WYALUSING - And with a mighty roar ... they shopped!

The Wyalusing Lioness Club held its annual Christmas bazaar Sunday at the Wyalusing High School, giving shoppers a chance to browse through more than 40 vendors' displays and find the perfect gifts for others or themselves.

Besides the displays by crafters and others, the day included a concert by the Wyalusing Adult Band and a Lioness lunch. Santa and Mrs. Claus even found time in their busy holiday schedule for a visit.

"Enjoy it every year!" Jeannie Woodruff declared as she and friend Tara LaFrance, both of Wyalusing, looked over a display chock full of plump rings, beaded bracelets and draping necklaces. The bazaar, she added, takes a lot of work.

"The same vendors always like to come back," Lioness Pat Couch said, sitting at a table in a home-economics room serving as a cafeteria for the day. "We get them from different areas," she added, even Scranton and Susquehanna County.

She estimated shopper numbers in the hundreds right then, a couple of hours into the bazaar. "It's building," she said. Sunday was a good travel day, she noted.

The Wyalusing Lioness Club, part of the international Lioness organization, was formed in 1977 and celebrated its 35th anniversary this year.

"It's all community giving," she said of the club's purpose. Its charity work includes supporting fire victims, Towanda Area Christian Outreach and eyesight projects (a major goal of its brother club, the Wyalusing Lions). Through People Helping People, it also helps provide baskets for the less-fortunate at Thanksgiving, Christmas and Easter.

The Lionesses will use money raised Sunday for their charitable work. Pat's especially proud of the Lionesses' "baby," the Leos. A student club in Wyalusing High School led by Beth Trowbridge, the Leos have more than 150 members.

"I probably better get over there and get busy or they'll fire me!" Pat insisted and stood up, as shoppers crowded around the food table. There, they could choose from sloppy joes, hot dogs, soup, Texas hot, coffee and more.

In the front lobby, a Lioness raffle table greeted visitors. The raffle's first-place prize was a cherry deacon's bench, made by Ernie Stewart of Stevensville, while second was a double-knit afghan by Wyalusing Mayor Jean Reinhart. Other prizes were: third, a tote bag made by Allison Smith; fourth, $100 in cash; and fifth, a gift certificate to Connie's market.

Down in the gym the smell of wood crafts floated in the gym air. Throughout the room, shoppers could admire pillows, wreaths, Tupperware, doll clothes. And tie-dye baby clothes. And candles. Cupcakes and bread at the Leos table. Ceramic kittens. A ceramic figure of Jesus knocking on a door.

The day was going well, crafter Jacquelyn Rouse of JGR Enterprises reported. She sat working on a piece of Penn State-style cloth, with pillows to her left and decorated bags to her right. "I have a limited inventory so I take orders for what they want," she explained.

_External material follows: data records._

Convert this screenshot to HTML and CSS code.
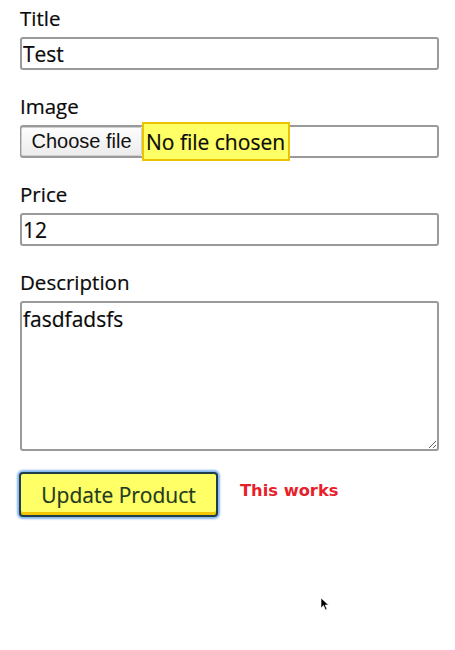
FILE: index.html
```html
<!DOCTYPE html>
<html>
<head>
<meta charset="utf-8">
<link rel="stylesheet" href="styles.css">
</head>
<body>
<form class="form">
  <div class="field">
    <label class="label">Title</label>
    <input class="input" type="text" value="Test">
  </div>
  <div class="field">
    <label class="label">Image</label>
    <div class="file">
      <span class="file-btn">Choose file</span>
      <span class="file-name">No file chosen</span>
    </div>
  </div>
  <div class="field">
    <label class="label">Price</label>
    <input class="input" type="text" value="12">
  </div>
  <div class="field">
    <label class="label">Description</label>
    <textarea class="textarea">fasdfadsfs</textarea>
  </div>
  <div class="actions">
    <button type="button" class="submit">Update Product</button>
    <span class="note">This works</span>
  </div>
</form>
<svg class="cursor" width="10" height="14" viewBox="0 0 10 14"><path d="M1 1 L1 11 L3.5 8.5 L5.5 13 L7 12.3 L5.2 8 L8.5 8 Z" fill="#000" stroke="#fff" stroke-width="0.6"/></svg>
</body>
</html>
```
FILE: styles.css
```css
html, body {
  margin: 0;
  padding: 0;
  background: #fff;
}
body {
  font-family: "Open Sans", sans-serif;
  color: #111;
  position: relative;
  min-height: 650px;
}
.form {
  display: flex;
  flex-direction: column;
  padding: 4px 0 0 20px;
  width: 419px;
}
.field {
  display: flex;
  flex-direction: column;
  margin-bottom: 22px;
}
.label {
  font-size: 20.5px;
  line-height: 28px;
  margin-bottom: 5px;
  color: #0a0a0a;
  -webkit-text-stroke: 0.2px #0a0a0a;
}
.input {
  box-sizing: border-box;
  height: 33px;
  width: 100%;
  margin: 0;
  border: 2px solid #9a9a9a;
  border-radius: 3px;
  padding: 0 1px;
  font-family: "Open Sans", sans-serif;
  font-size: 21px;
  color: #0a0a0a;
  -webkit-text-stroke: 0.2px #0a0a0a;
  background: #fff;
  outline: none;
}
.file {
  box-sizing: border-box;
  height: 33px;
  border: 2px solid #9a9a9a;
  border-radius: 3px;
  display: flex;
  align-items: stretch;
}
.file-btn {
  box-sizing: border-box;
  width: 121px;
  margin-left: -1px;
  display: flex;
  align-items: center;
  justify-content: center;
  font-family: "Liberation Sans", Arial, sans-serif;
  font-size: 20px;
  color: #111;
  background: linear-gradient(#fdfdfd, #ececec);
  border: 1px solid #cfcfcf;
  border-radius: 2px;
}
.file-name {
  box-sizing: border-box;
  margin: -5px 0 -5px 0;
  padding: 0 3px 0 2px;
  display: flex;
  align-items: center;
  background: #ffff66;
  border: 2px solid #ecc300;
  font-size: 21px;
  color: #0a0a0a;
  -webkit-text-stroke: 0.2px #0a0a0a;
}
.textarea {
  box-sizing: border-box;
  height: 150px;
  width: 100%;
  margin: 0;
  border: 2px solid #9a9a9a;
  border-radius: 3px;
  padding: 2px 1px;
  font-family: "Open Sans", sans-serif;
  font-size: 21px;
  line-height: 28px;
  color: #0a0a0a;
  -webkit-text-stroke: 0.2px #0a0a0a;
  resize: both;
  outline: none;
}
.actions {
  display: flex;
  align-items: center;
  margin-top: -1px;
}
.submit {
  box-sizing: border-box;
  width: 199px;
  height: 45px;
  margin-left: -1px;
  background: #ffff66;
  border: 2px solid #1e3f4a;
  border-radius: 4px;
  box-shadow: inset 0 -3px 0 #f2c600, 0 0 2px 2px #86b6ee;
  font-family: "Open Sans", sans-serif;
  font-size: 21px;
  color: #1d3a20;
  -webkit-text-stroke: 0.2px #1d3a20;
  padding: 0;
  cursor: pointer;
}
.note {
  margin-left: 22px;
  margin-top: -8px;
  font-family: "DejaVu Sans", Verdana, sans-serif;
  font-weight: bold;
  font-size: 16.3px;
  color: #e8202a;
}
.cursor {
  position: absolute;
  left: 320px;
  top: 597px;
}
```
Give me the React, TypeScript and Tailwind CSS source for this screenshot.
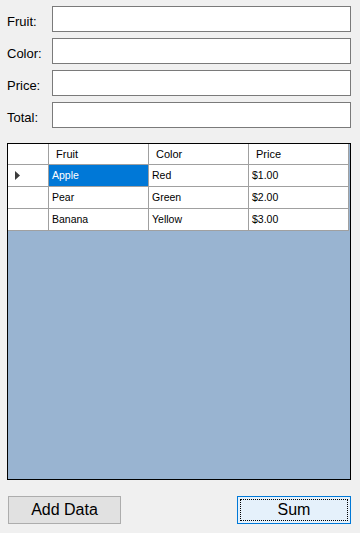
import React from "react";

const fields = ["Fruit:", "Color:", "Price:", "Total:"];

const rows = [
  { fruit: "Apple", color: "Red", price: "$1.00" },
  { fruit: "Pear", color: "Green", price: "$2.00" },
  { fruit: "Banana", color: "Yellow", price: "$3.00" },
];

export default function App() {
  return (
    <div className="w-[360px] h-[533px] bg-[#f0f0f0] font-['Liberation_Sans',Arial,sans-serif] text-black pl-[7px] pr-[9px] pt-[6px] overflow-hidden">
      {/* form fields */}
      <div className="flex flex-col gap-[6px]">
        {fields.map((label) => (
          <div key={label} className="flex items-center h-[26px]">
            <span className="w-[45px] text-[13px] leading-none pt-[5px]">{label}</span>
            <input
              type="text"
              className="w-[299px] h-[26px] bg-white border border-[#7a7a7a] outline-none px-1 text-[13px]"
            />
          </div>
        ))}
      </div>

      {/* data grid */}
      <div className="mt-[15px] w-[344px] h-[337px] border border-black bg-[#99b4d1] text-[10.5px]">
        <div className="flex w-fit bg-white h-[21px]">
          <div className="w-[41px] border-r border-b border-[#a0a0a0]" />
          {["Fruit", "Color", "Price"].map((h) => (
            <div
              key={h}
              className="w-[100px] border-r border-b border-[#a0a0a0] pl-[7px] pt-[5px] text-[11px] leading-none"
            >
              {h}
            </div>
          ))}
        </div>
        {rows.map((r, i) => (
          <div key={r.fruit} className="flex w-fit bg-white h-[22px]">
            <div className="w-[41px] border-r border-b border-[#a0a0a0] flex items-center pl-[7px]">
              {i === 0 && (
                <svg width="5" height="9" viewBox="0 0 5 9">
                  <path d="M0 0 L5 4.5 L0 9 Z" fill="#3c3c3c" />
                </svg>
              )}
            </div>
            <div
              className={`w-[100px] border-r border-b border-[#a0a0a0] flex items-center pl-[3px] ${
                i === 0 ? "bg-[#0078d7] text-white" : ""
              }`}
            >
              {r.fruit}
            </div>
            <div className="w-[100px] border-r border-b border-[#a0a0a0] flex items-center pl-[3px]">
              {r.color}
            </div>
            <div className="w-[100px] border-r border-b border-[#a0a0a0] flex items-center pl-[3px]">
              {r.price}
            </div>
          </div>
        ))}
      </div>

      {/* buttons */}
      <div className="mt-[16px] flex justify-between pl-[1px] pr-0">
        <button className="w-[113px] h-[28px] bg-[#e1e1e1] border border-[#adadad] text-[16px] leading-none">
          Add Data
        </button>
        <button className="w-[114px] h-[28px] bg-[#e5f1fb] border border-[#0078d7] p-[2px]">
          <div className="w-full h-full border border-dotted border-black flex items-center justify-center text-[16px] leading-none">
            Sum
          </div>
        </button>
      </div>
    </div>
  );
}
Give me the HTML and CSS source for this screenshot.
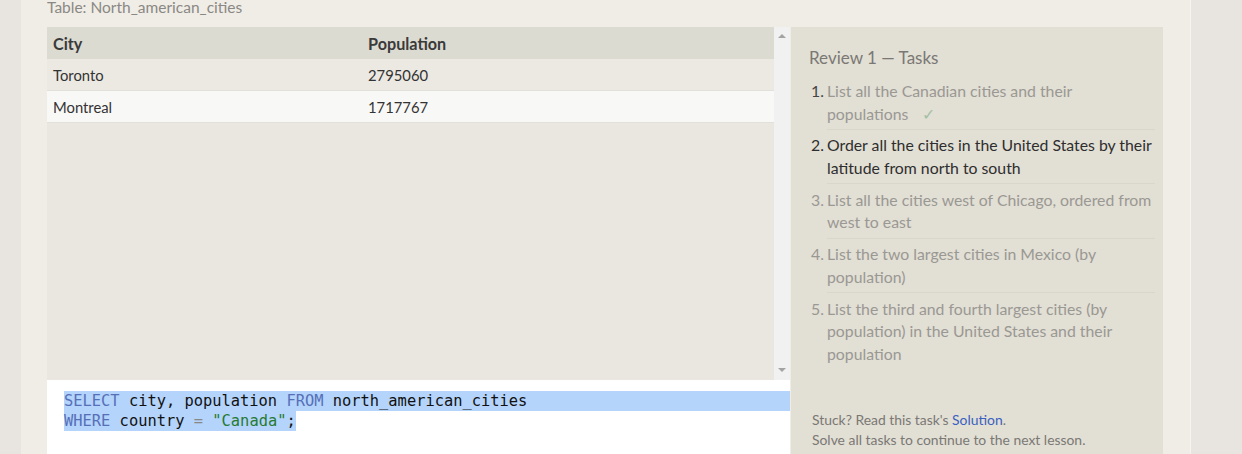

Nearby, Michele Naugle of Laceyville and her future daughter-in-law, Lori Keeney of Sugar Run, showed African handcrafts.

Michele explained her husband, Jonathan, works for a non-profit water resources company and frequently travels to Africa. "He always looks for locally made crafts and buys them outright," she said. Then he brings them home and they sell them here.

All their goods are "handmade by the people," Michele said. Their display included Ugandan baskets and Nigerian leather goods and recycled-paper jewelry.

"It seems to be pretty good," woodcrafter Brian Klinetob said of the bazaar. He and his wife, Francie, were at the bazaar for the first time, selling handmade wood products from their business, Slabtown Woodworks, near Harvey's Lake, Pa. Their wares included birdhouses, benches, pet-dish holders and signs. ("Welcome. Now go away," one ordered. "Megaden," read another.)

"It's been a steady stream of people walking through," Wendy Keeney of Wyalusing reported. She was selling Azuli Skye jewelry while, next to her, Melissa Kusmierz and daughter Marissa displayed their handmade Christmas cards and other items.

Over in the large room by the lobby, they were craft-ing it up too ... painted ornaments, wine racks, sweaters, scarves, Teddy bears holding candles, belts and more.

Julie Rose, from The Clothes Connection in Sayre, sat tying together a fabric garland.

She had "a lot of snowmen stuff," she reported, besides wooden gingerbread men, lighted glass gift boxes, evergreen decorations and other Christmas goodies.

Bells jingled. Santa was there! The smell of food drifted from the home-economics room. And shoppers shopped, helping the Lionesses help others.

It was enough to make everyone roar with joy.